Als Denise Baudu, Heldin des Romans, nach Paris kommt, ist ihre Lage verzweifelt. Vor mehr als einem Jahr sind die Eltern gestorben, sie muss als Verkäuferin für sich und ihre kleinen Brüder Jean und Pépé sorgen. Zum Glück hat ihr beim Tod des Vaters ein Onkel, der in Paris einen Stoffladen betreibt, Unterkunft und Arbeit angeboten. Jetzt endlich reisen die drei in die Hauptstadt, doch noch bevor sie den Laden erreichen, werden sie gefesselt von den protzigen Schaufenstern des „Paradies der Damen“, einem gigantischen Modehaus, das alle anderen Geschäfte in der Nachbarschaft überstrahlt. Onkel Baudu ist sehr überrascht vom unangekündigten Besuch und peinlich berührt – die Geschäfte laufen, vor allem wegen der übermächtigen Konkurrenz, ziemlich schlecht, er kann den Geschwistern weder Einkommen noch Unterkunft bieten. In der Nachbarschaft sieht es nicht besser aus, alle klagen über rückläufige Umsätze. Seit das Paradies mit seinen lichtdurchfluteten Hallen und den niedrigen Preisen lockt, verirren sich nur noch wenige treue Kundinnen in die stickigen Geschäftsräume der alteingesessenen Händler. Am Ende bleibt Denise nichts anderes übrig, als beim Paradies selbst vorstellig zu werden, wo sie auch tatsächlich für die Konfektionsabteilung engagiert wird.

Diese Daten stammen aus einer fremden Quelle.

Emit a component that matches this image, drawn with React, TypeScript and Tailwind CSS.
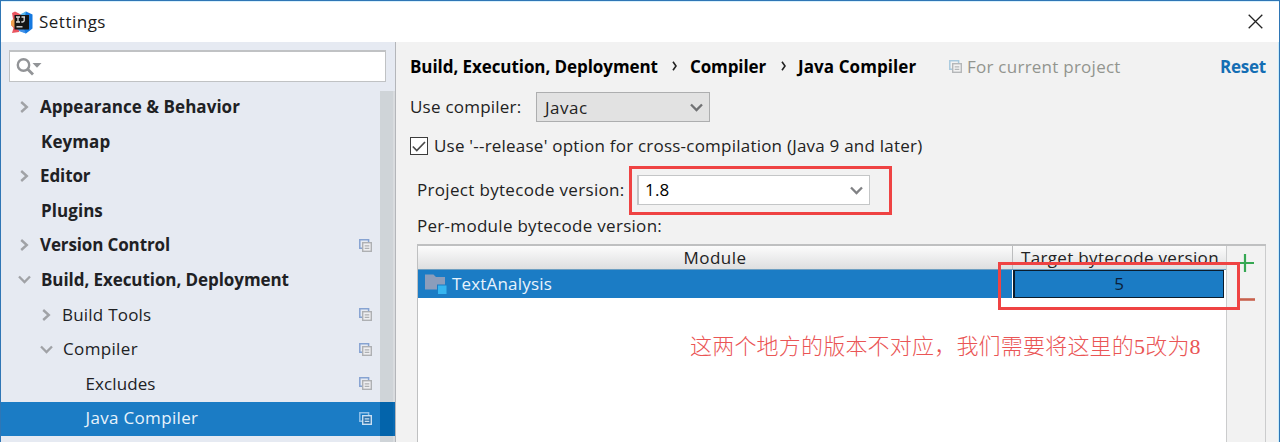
import type { ReactNode } from "react";

function ChevronRight() {
  return (
    <svg width="9" height="12" viewBox="0 0 9 12" fill="none" stroke="#a0a2a6" strokeWidth="2.4">
      <path d="M1.2 1 L6.8 6 L1.2 11" />
    </svg>
  );
}

function ChevronDown({ color = "#a0a2a6" }: { color?: string }) {
  return (
    <svg width="13" height="9" viewBox="0 0 13 9" fill="none" stroke={color} strokeWidth="2.3">
      <path d="M1 1.5 L6.5 7 L12 1.5" />
    </svg>
  );
}

function ProjectIcon({ back = "#86a3d2", front = "#aeb0b3", fill = "#eeeff1" }: { back?: string; front?: string; fill?: string }) {
  return (
    <svg width="13" height="13" viewBox="0 0 13 13" fill="none">
      <path d="M3 9.3 H0.8 V0.8 H9.6 V3" stroke={back} strokeWidth="1.5" />
      <rect x="3.7" y="3.7" width="8.6" height="8.6" fill={fill} stroke={front} strokeWidth="1.4" />
      <path d="M5.7 6.8 H10.3 M5.7 9.3 H10.3" stroke={front} strokeWidth="1.2" />
    </svg>
  );
}

function AppLogo() {
  return (
    <svg width="22" height="23" viewBox="0 0 22 23">
      <path d="M1 2 L4 0.5 L11 4 L8 21 L1 22 L2.5 17 L0 14 L2 8 Z" fill="#ea5560" />
      <path d="M0 10 L4 7 V17 L0 14 Z" fill="#f0a050" />
      <path d="M10 4 L15 0.5 L21.5 3.5 V17.5 L15 22.5 L8 19 Z" fill="#1579e0" />
      <path d="M9 3.5 L15 0.5 L14 5 Z" fill="#58b7ea" />
      <path d="M6 18 L13 18 L15 22.5 L9 20.5 Z" fill="#3f90e8" />
      <rect x="3.5" y="4" width="14.5" height="14.5" fill="#151515" />
      <path d="M5 6 H9 M7 6 V11 M5 11 H9 M10.5 6 H14 M13.2 6 V9.6 Q13.2 11 11.6 11 H10.3" fill="none" stroke="#dcdcdc" strokeWidth="1.3" />
      <path d="M5.5 15.8 H11.5" stroke="#dcdcdc" strokeWidth="1.4" />
    </svg>
  );
}

type Row = {
  label: ReactNode;
  arrow?: "right" | "down";
  pad: string;
  project?: boolean;
  selected?: boolean;
};

const rows: Row[] = [
  { label: <span className="font-bold tracking-[0.04px]">Appearance &amp; Behavior</span>, arrow: "right", pad: "pl-[17px]" },
  { label: <span className="pl-px font-bold tracking-[0.1px]">Keymap</span>, pad: "pl-[17px]" },
  { label: <span className="font-bold tracking-[-0.1px]">Editor</span>, arrow: "right", pad: "pl-[17px]" },
  { label: <span className="pl-px font-bold tracking-[0.06px]">Plugins</span>, pad: "pl-[17px]" },
  { label: <span className="font-bold tracking-[-0.13px]">Version Control</span>, arrow: "right", pad: "pl-[17px]", project: true },
  { label: <span className="pl-px font-bold tracking-[-0.07px]">Build, Execution, Deployment</span>, arrow: "down", pad: "pl-[17px]" },
  { label: <span className="tracking-[0.22px]">Build Tools</span>, arrow: "right", pad: "pl-[39px]", project: true },
  { label: <span className="pl-px tracking-[0.35px]">Compiler</span>, arrow: "down", pad: "pl-[39px]", project: true },
  { label: <span className="pl-[1.5px] tracking-[0.1px]">Excludes</span>, pad: "pl-[61px]", project: true },
  { label: <span className="pl-[1.5px] tracking-[0.33px]">Java Compiler</span>, pad: "pl-[61px]", project: true, selected: true },
];

function TreeRow({ row }: { row: Row }) {
  return (
    <div className={`flex h-[34.6px] ${row.selected ? "bg-[#1b7cc5] text-[#e8f3fc]" : "text-[#202124]"}`}>
      <div className={`flex flex-1 items-center pb-[1.6px] ${row.pad}`}>
        <span className="flex w-[22px] shrink-0 items-center">
          {row.arrow === "right" && <span className="ml-[2px]"><ChevronRight /></span>}
          {row.arrow === "down" && <ChevronDown />}
        </span>
        <span className="flex-1 whitespace-nowrap">{row.label}</span>
        {row.project && (
          <span className="mr-[8px]">
            {row.selected ? <ProjectIcon back="#8fc0e8" front="#c8dff2" fill="#2a70ab" /> : <ProjectIcon />}
          </span>
        )}
      </div>
      <span className={`w-[15px] shrink-0 border-r-2 ${row.selected ? "border-[#0a6ab2] bg-[#0364ab]" : "border-[#d9dcdf] bg-[#cfd4d8]"}`} />
    </div>
  );
}

function Sidebar() {
  return (
    <aside className="flex w-[395px] shrink-0 flex-col border-r border-[#b4b6ba] bg-[#e6eaf2]">
      <div className="mt-[8px] ml-[8px] flex h-[32px] w-[377px] shrink-0 items-center border border-t-2 border-[#c0c2c4] bg-white pl-[6px]">
        <svg width="27" height="18" viewBox="0 0 27 18" fill="none">
          <circle cx="7.5" cy="7" r="5.7" stroke="#929497" strokeWidth="2.4" />
          <path d="M11.5 11 L17 16.5" stroke="#929497" strokeWidth="2.8" />
          <path d="M16.5 5 H25.5 L21 9.7 Z" fill="#929497" />
        </svg>
      </div>
      <div className="mt-[8.5px] flex flex-1 flex-col">
        {rows.map((row, i) => <TreeRow key={i} row={row} />)}
        <div className="flex flex-1 justify-end">
          <span className="w-[15px] border-r-2 border-[#d9dcdf] bg-[#cfd4d8]" />
        </div>
      </div>
    </aside>
  );
}

function Breadcrumb() {
  const sep = (
    <svg width="6" height="10" viewBox="0 0 6 10" fill="none" stroke="#222" strokeWidth="1.6">
      <path d="M1 0.8 L4 5 L1 9.2" />
    </svg>
  );
  return (
    <div className="flex h-[50px] items-center pl-[14px] text-black">
      <span className="w-[262px] font-bold tracking-[-0.07px]">Build, Execution, Deployment</span>
      <span className="-mt-[2px] w-[18px]">{sep}</span>
      <span className="w-[91px] font-bold tracking-[-0.12px]">Compiler</span>
      <span className="-mt-[2px] w-[17px]">{sep}</span>
      <span className="w-[151px] font-bold tracking-[0.08px]">Java Compiler</span>
      <span className="-mt-[2px] w-[18px]"><ProjectIcon back="#a9cadf" front="#b5b7b9" fill="#f2f2f2" /></span>
      <span className="tracking-[0.25px] text-[#92958f]">For current project</span>
      <span className="mr-[12px] ml-auto font-bold tracking-[-0.23px] text-[#146eb4]">Reset</span>
    </div>
  );
}

function ModuleTable() {
  return (
    <div className="ml-[21px] flex w-[849px] flex-1 border-t-2 border-l border-[#bfc0c1]">
      <div className="flex w-[808px] flex-col bg-white">
        <div className="flex h-[23px] bg-linear-to-b from-[#fcfcfc] to-[#dedfe0] leading-[23px] text-[#222]">
          <div className="w-[595px] border-r border-[#bcbdbe] text-center tracking-[0.5px]">Module</div>
          <div className="w-[208px] pl-[8px] whitespace-nowrap tracking-[0.33px]">Target bytecode version</div>
        </div>
        <div className="flex h-[29px] border-t border-[#6d9fc2]">
          <div className="flex w-[594px] items-center bg-[#1b7cc5] pl-[7px] text-[#e8f3fc]">
            <svg width="22" height="20" viewBox="0 0 22 20">
              <path d="M0 0.5 H8.5 L11 3 H20 V15.5 H0 Z" fill="#8b9dbb" />
              <rect x="12" y="10.5" width="9.5" height="9.5" fill="#1b7cc5" />
              <rect x="13" y="11.5" width="8.5" height="8.5" fill="#36b5f0" />
            </svg>
            <span className="ml-[5px] tracking-[0.18px]">TextAnalysis</span>
          </div>
          <div className="ml-[1px] flex w-[211px] items-center justify-center border border-l-2 border-[#0b1c2c] bg-[#1b7cc5] text-[#0b1f3a]">5</div>
        </div>
      </div>
      <div className="flex flex-1 flex-col items-start border-r border-l border-[#cbcccd] pt-[8px] pl-[9px]">
        <svg width="20" height="48" viewBox="0 0 20 48" fill="none">
          <path d="M9 0 V18 M0 9 H18" stroke="#35a853" strokeWidth="2.2" />
          <path d="M2 45.5 H19" stroke="#c8614d" strokeWidth="2.6" />
        </svg>
      </div>
    </div>
  );
}

export default function App() {
  return (
    <div className="relative flex h-[442px] w-[1280px] flex-col overflow-hidden border-x border-t border-[#2f76b5] bg-white font-['Open_Sans','Noto_Sans_CJK_SC',sans-serif] text-[17px] leading-[24px]">
      <header className="flex h-[41px] shrink-0 items-center justify-between border-t border-[#d9f1fd] pr-[16px] pl-[10px]">
        <div className="flex items-center gap-[6px]">
          <AppLogo />
          <span className="tracking-[0.49px] text-[#1c1c1c]">Settings</span>
        </div>
        <svg className="-mt-px" width="15" height="15" viewBox="0 0 15 15" stroke="#222" strokeWidth="1.3">
          <path d="M0.7 0.7 L14.3 14.3 M14.3 0.7 L0.7 14.3" />
        </svg>
      </header>
      <div className="flex min-h-0 flex-1">
        <Sidebar />
        <main className="flex flex-1 flex-col border-r border-[#c9ecfb] bg-[#f2f2f2] whitespace-nowrap text-[#222]">
          <Breadcrumb />
          <div className="flex h-[30px] items-center pl-[14px]">
            <span className="w-[126px] tracking-[0.23px]">Use compiler:</span>
            <div className="flex h-[30px] w-[174px] items-center justify-between border border-[#adaeaf] bg-[#e2e2e2] pr-[6px] pl-[8px]">
              <span className="mt-px tracking-[0.5px]">Javac</span>
              <ChevronDown color="#707173" />
            </div>
          </div>
          <div className="mt-[14px] flex h-[20px] items-center pl-[14px]">
            <span className="flex size-[18px] items-center justify-center border border-[#3c3c3c] bg-white">
              <svg width="14" height="11" viewBox="0 0 14 11" fill="none" stroke="#4a4a4a" strokeWidth="1.7">
                <path d="M0.8 5.5 L4.8 9.5 L13 1" />
              </svg>
            </span>
            <span className="ml-[6px] tracking-[0.22px]">Use '--release' option for cross-compilation (Java 9 and later)</span>
          </div>
          <div className="mt-[19px] flex h-[30px] items-center pl-[21px]">
            <span className="w-[220px] tracking-[0.32px]">Project bytecode version:</span>
            <div className="flex h-[30px] w-[233px] items-center justify-between border border-l-2 border-[#c4c6c7] bg-white pr-[6px] pl-[6px] text-black">
              <span className="tracking-[0.2px]">1.8</span>
              <ChevronDown color="#808184" />
            </div>
          </div>
          <div className="mt-[9px] mb-[6px] h-[24px] pl-[21px] tracking-[0.29px]">Per-module bytecode version:</div>
          <ModuleTable />
        </main>
      </div>
      <div className="absolute top-[165px] left-[628px] h-[49px] w-[263px] border-[3px] border-[#ef4343]" />
      <div className="absolute top-[261px] left-[997px] h-[48px] w-[242px] border-[3px] border-[#ef4343]" />
      <p className="absolute top-[331px] left-[689px] font-['Liberation_Serif','Noto_Sans_CJK_SC',serif] text-[22px] leading-[30px] font-light tracking-[0.2px] whitespace-nowrap text-[#ea5555]">
        这两个地方的版本不对应，我们需要将这里的5改为8
      </p>
    </div>
  );
}
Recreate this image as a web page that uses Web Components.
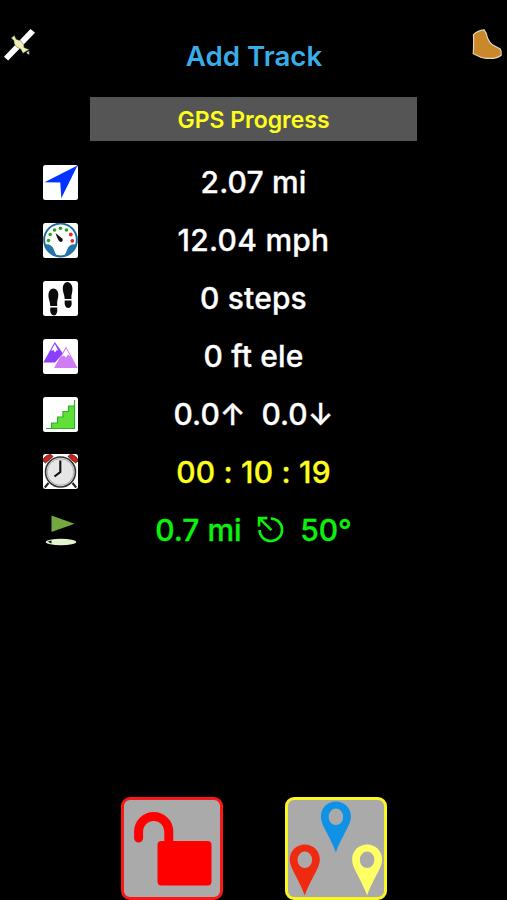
<!DOCTYPE html>
<html lang="en">
<head>
<meta charset="utf-8">
<title>Add Track</title>
<style>
    html, body {
        margin: 0;
        background: #000;
    }
</style>
</head>
<body>
<track-screen></track-screen>

<script>
const ICONS = {
    satellite: `<svg viewBox="0 0 36 36">
        <path d="M2 30.500 L29.300 2 L34 6 L6.300 34.500 Z" fill="#fff"/>
        <path d="M9.500 11.300 L12.700 8.800 L14.500 12.500 L19.500 14.300 L22.500 18.500 L22.500 21 L28 23.300 L25.500 24.500 L21.500 27 L19.500 22.800 L15.300 20.800 L12.700 17.500 L12.300 14 Z" fill="#eceeb2" stroke="#55563c" stroke-width=".5"/>
        <path d="M25.500 25.500 L28 28 M28 25 L26 27.500" stroke="#ccc" stroke-width="1.200"/>
    </svg>`,
    boot: `<svg viewBox="0 0 36 36">
        <path d="M2.500 8 Q7 3.500 13.500 3 L15.800 7 Q17 13.500 21.500 18 L30 22.500 Q31.700 25 31 29 Q27 32.500 19 32.300 Q12 32.300 9 30.500 L2.300 27.500 Q3 16 2.500 8Z" fill="#c98829" stroke="#e6d5bb" stroke-width="1.200"/>
    </svg>`,
    arrow: `<svg viewBox="0 0 35 35">
        <rect width="35" height="35" rx="2.500" fill="#fff"/>
        <path d="M34.500 .5 L18.300 33.200 L17.300 17.500 L1.500 17.200 Z" fill="#0433ff"/>
    </svg>`,
    gauge: `<svg viewBox="0 0 35 35">
        <rect width="35" height="35" rx="2.500" fill="#fff"/>
        <circle cx="17.500" cy="17" r="16.400" fill="#fff" stroke="#1c6a9c" stroke-width="2"/>
        <path d="M1.500 21.500 Q9 20.500 11 27 Q12 31 15 33.500 Q5 33 1.500 21.500Z M33.500 21.500 Q26 20.500 24 27 Q23 31 20 33.500 Q30 33 33.500 21.500Z" fill="#2474a8"/>
        <g fill="#23a51f">
            <circle cx="5.500" cy="17.500" r="1.800"/><circle cx="7.200" cy="11.500" r="1.800"/>
            <circle cx="11.500" cy="7" r="1.800"/><circle cx="17.500" cy="5.300" r="1.800"/><circle cx="23.500" cy="7" r="1.800"/>
        </g>
        <circle cx="27.800" cy="11.500" r="1.900" fill="#e3262e"/><circle cx="29.300" cy="17.800" r="1.900" fill="#e3262e"/>
        <path d="M12.500 10 L19.500 15.700 Q20.500 18.500 17.500 19 Q15.300 18.500 12.500 10Z" fill="#111"/>
    </svg>`,
    steps: `<svg viewBox="0 0 35 35">
        <rect width="35" height="35" rx="2.500" fill="#fff"/>
        <g fill="#0a0a0a">
            <path d="M10.800 7.500 C15 8 16.200 13 14.700 18 Q13.800 21 14.200 25 H7.300 Q7 21 5.900 18 C4.500 12 6.500 7.500 10.800 7.500Z"/>
            <path d="M7.300 26.500 H14.200 Q15 34.300 10.800 34.500 Q6.500 34 7.300 26.500Z"/>
            <path d="M24.500 1 C29 1.500 30.300 7 29 12 Q28 15 28.500 18 H21.700 Q21.500 15 20.500 12 C18.700 6 20.500 1 24.500 1Z"/>
            <path d="M21.700 19.500 H28.500 Q29.500 26.800 25.300 27 Q21 26.800 21.700 19.500Z"/>
        </g>
    </svg>`,
    mountains: `<svg viewBox="0 0 35 35">
        <rect width="35" height="35" rx="2.500" fill="#fff"/>
        <path d="M11.800 3 L.3 23.500 H12 L20 14.500 Z" fill="#8a3ffc"/>
        <path d="M11.800 5 L8 12 L10.500 11 L12 13.500 L14 10.800 L15.500 12 Z" fill="#fff"/>
        <path d="M23 7.500 L11 29 H34.700 Z" fill="#d07cf5"/>
        <path d="M23 9.500 L18.500 17.800 L21 16.500 L23 18.500 L25 15.500 L27.500 17.500 Z" fill="#fff"/>
    </svg>`,
    stairs: `<svg viewBox="0 0 35 35">
        <rect width="35" height="35" rx="2.500" fill="#fff"/>
        <path d="M3 31.500 H8.500 V26 H14.500 V20 H20 V14.500 H25.500 V9 H31.500 V3 V31.500 Z" fill="#5fe038" stroke="#32ad2c" stroke-width="1.200"/>
    </svg>`,
    clock: `<svg viewBox="0 0 35 35">
        <rect width="35" height="35" rx="2.500" fill="#fff"/>
        <path d="M0 7 Q1 1 8 .5 L10 2.500 L2.500 9Z M35 7 Q34 1 27 .5 L25 2.500 L32.500 9Z" fill="#c9251c" stroke="#501512" stroke-width=".8"/>
        <path d="M5.500 29 L1.800 33.500 M29.500 29 L33.200 33.500" stroke="#222" stroke-width="2"/>
        <circle cx="17.500" cy="18" r="15" fill="#e6e6e6" stroke="#333" stroke-width="1.600"/>
        <circle cx="17.500" cy="18" r="13.300" fill="none" stroke="#aaa"/>
        <path d="M17.300 6.500 V18 L11.500 22.500" fill="none" stroke="#111" stroke-width="2.100"/>
    </svg>`,
    flag: `<svg viewBox="0 0 35 35">
        <path d="M8.500 3.500 L31.500 11.800 L8.500 20 Z" fill="#73a840"/>
        <ellipse cx="18" cy="30" rx="15.300" ry="3.200" fill="#e2f3cf"/>
        <path d="M5 29.300 L8.500 28.500 V31.500 L6.500 30.800Z" fill="#10200a"/>
    </svg>`,
    bearing: `<svg viewBox="0 0 28 28">
        <g fill="none" stroke="currentColor" stroke-width="2.700">
            <path d="M14.300 2.600 A11.700 11.700 0 1 1 2.600 14.600"/>
            <path d="M3.200 3.200 L15 14.600 M2.100 11 V2.200 H10.800"/>
        </g>
    </svg>`,
    unlock: `<svg viewBox="1 1 96 97">
        <path d="M15.600 39 V32.500 A15.100 15.100 0 0 1 45.800 32.500 V46" fill="none" stroke="#f00" stroke-width="9" stroke-linecap="round"/>
        <rect x="34.500" y="42" width="54" height="44.500" rx="4" fill="#f00"/>
    </svg>`,
    pins: `<svg viewBox="1 1 96 97">
        <defs><path id="pin" fill-rule="evenodd" d="M0 0 C8.500 0 15 6.500 15 15 C15 24 7 32 0 51 C-7 32 -15 24 -15 15 C-15 6.500 -8.500 0 0 0Z M0 7 A7.300 8.300 0 1 0 0 23.600 A7.300 8.300 0 1 0 0 7Z"/></defs>
        <use href="#pin" x="48.900" y="2.500" fill="#0f92e6"/>
        <use href="#pin" x="17.800" y="45.500" fill="#f02a10"/>
        <use href="#pin" x="80.100" y="45.500" fill="#ffff66"/>
    </svg>`
};

class TrackIcon extends HTMLElement {
    connectedCallback() {
        this.attachShadow({ mode: 'open' });
        this.shadowRoot.innerHTML = `
            <style>
                :host {
                    display: flex;
                    flex: none;
                    width: 35px;
                    height: 35px;
                    white-space: normal;
                }

                svg {
                    width: 100%;
                    height: 100%;
                }
            </style>
            ${ICONS[this.getAttribute('name')]}
        `;
    }
}

class TrackHeader extends HTMLElement {
    connectedCallback() {
        this.attachShadow({ mode: 'open' });
        this.shadowRoot.innerHTML = `
            <style>
                :host {
                    display: flex;
                    justify-content: space-between;
                    height: 97px;
                    padding: 27px 1px 0 2px;
                    box-sizing: border-box;
                }

                h1 {
                    margin: 10.500px 0 0;
                    color: #3aade8;
                    font-size: 27.700px;
                    font-weight: 600;
                    line-height: 36px;
                    white-space: nowrap;
                }
            </style>
            <track-icon name="satellite"></track-icon>
            <h1><slot></slot></h1>
            <track-icon name="boot"></track-icon>
        `;
    }
}

class TrackBanner extends HTMLElement {
    connectedCallback() {
        this.attachShadow({ mode: 'open' });
        this.shadowRoot.innerHTML = `
            <style>
                :host {
                    display: block;
                    width: 327px;
                    height: 44px;
                    margin: 0 auto 12.500px;
                    background: #555;
                    color: #ffff1c;
                    font-size: 23px;
                    font-weight: 600;
                    line-height: 46px;
                    text-align: center;
                }
            </style>
            <slot></slot>
        `;
    }
}

class TrackStat extends HTMLElement {
    connectedCallback() {
        this.attachShadow({ mode: 'open' });
        this.shadowRoot.innerHTML = `
            <style>
                :host {
                    display: grid;
                    grid-template-columns: 35px 1fr 35px;
                    align-items: center;
                    height: 57.900px;
                    padding: 0 43px;
                    color: var(--stat-color, #fff);
                    font-size: 30px;
                    font-weight: 500;
                    letter-spacing: 0.150px;
                    -webkit-text-stroke: 0.300px currentColor;
                }

                .value {
                    display: flex;
                    justify-content: center;
                    align-items: center;
                    white-space: pre;
                }
            </style>
            <track-icon name="${this.getAttribute('icon')}"></track-icon>
            <div class="value"><slot></slot></div>
        `;
    }
}

class TrackButton extends HTMLElement {
    connectedCallback() {
        this.attachShadow({ mode: 'open' });
        this.shadowRoot.innerHTML = `
            <style>
                :host {
                    display: block;
                    width: 96px;
                    height: 97px;
                    border: 3px solid var(--button-border);
                    border-radius: 9px;
                    background: #aaa;
                }

                track-icon {
                    width: 96px;
                    height: 97px;
                }
            </style>
            <track-icon name="${this.getAttribute('icon')}"></track-icon>
        `;
    }
}

class TrackScreen extends HTMLElement {
    connectedCallback() {
        this.attachShadow({ mode: 'open' });
        this.shadowRoot.innerHTML = `
            <style>
                :host {
                    display: flex;
                    flex-direction: column;
                    height: 900px;
                    overflow: hidden;
                    background: #000;
                    font-family: Inter, "Liberation Sans", sans-serif;
                }

                .speed { letter-spacing: 0.250px; }
                .climb { letter-spacing: 0; }

                .time {
                    --stat-color: #ffff1c;
                    letter-spacing: 0.200px;
                }

                .target {
                    --stat-color: #0df20d;
                    letter-spacing: 0;
                }

                .bearing {
                    width: 27px;
                    height: 27px;
                    margin: 0 16px 1px 15.500px;
                }

                .actions {
                    display: flex;
                    justify-content: center;
                    gap: 62px;
                    margin-top: auto;
                }

                .lock { --button-border: #f81818; }
                .pins { --button-border: #f8f820; }
            </style>
            <track-header>Add Track</track-header>
            <track-banner>GPS Progress</track-banner>
            <track-stat icon="arrow"><span>2.07 mi</span></track-stat>
            <track-stat icon="gauge" class="speed"><span>12.04 mph</span></track-stat>
            <track-stat icon="steps"><span>0 steps</span></track-stat>
            <track-stat icon="mountains"><span>0 ft ele</span></track-stat>
            <track-stat icon="stairs" class="climb"><span>0.0↑  0.0↓</span></track-stat>
            <track-stat icon="clock" class="time"><span>00 : 10 : 19</span></track-stat>
            <track-stat icon="flag" class="target"><span>0.7 mi</span><track-icon name="bearing" class="bearing"></track-icon><span>50°</span></track-stat>
            <div class="actions">
                <track-button icon="unlock" class="lock"></track-button>
                <track-button icon="pins" class="pins"></track-button>
            </div>
        `;
    }
}

customElements.define('track-icon', TrackIcon);
customElements.define('track-header', TrackHeader);
customElements.define('track-banner', TrackBanner);
customElements.define('track-stat', TrackStat);
customElements.define('track-button', TrackButton);
customElements.define('track-screen', TrackScreen);
</script>
</body>
</html>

Betrieben wird das Paradies von Mouret, dessen jung verstorbene Frau sehr viel Geld mit in die Ehe gebracht hat, und ihm so die ersten bescheidenen Anfänge ermöglicht hat. Nun explodiert das Geschäft. Mit hoch riskanten Investitionen erreicht er mittlerweile Umsätze von mehreren hunderttausend Francs am Tag und die Damen der Bürgerschaft liegen ihm zu Füßen. Seine Geschäftspraktiken sind revolutionär. Er räumt Käuferinnen ein Umtauschrecht ein, beteiligt seine Verkäufer an jedem Umsatz und lockt die Massen mit billigen Angeboten im Eingangsbereich. Die Ausgaben für Werbung schnellen in nie gesehene Höhen. Das alles macht heute fast jedes Geschäft, im 19. Jahrhundert aber waren das neue und brillante Ideen. Er versteht es, die Damenwelt und damit die Käuferinnen zu becircen, verschenkt Blumen und Ballons für die Kinder, richtete Lesesäle ein und schafft eine Parallelwelt für die bürgerlichen Damen, in der diese sich, auch ohne Gatte oder andere Begleitung, frei bewegen können. Denn schließlich geht man ja nur einkaufen.

Denise könnte in dieser Welt fremder nicht sein. Mit nur einem einzigen einfachen Wollkleid, schlichter Frisur und unendlicher Sanftmut kommt sie als Unschuld vom Lande in diesen Tumult. Entsprechend hart ist auch die erste Zeit in der Stadt. Sie verdient so schlecht, dass sie nicht einmal ihre klobigen Stiefel ersetzen kann, lebt in einer ärmlichen Kammer in der Gemeinschaftsunterkunft der Verkäuferinnen und ist entsetzt über die losen Sitten ihrer Kolleginnen. Dennoch, oder vielleicht gerade weil sie so anders ist, findet Mouret großen Gefallen an ihr.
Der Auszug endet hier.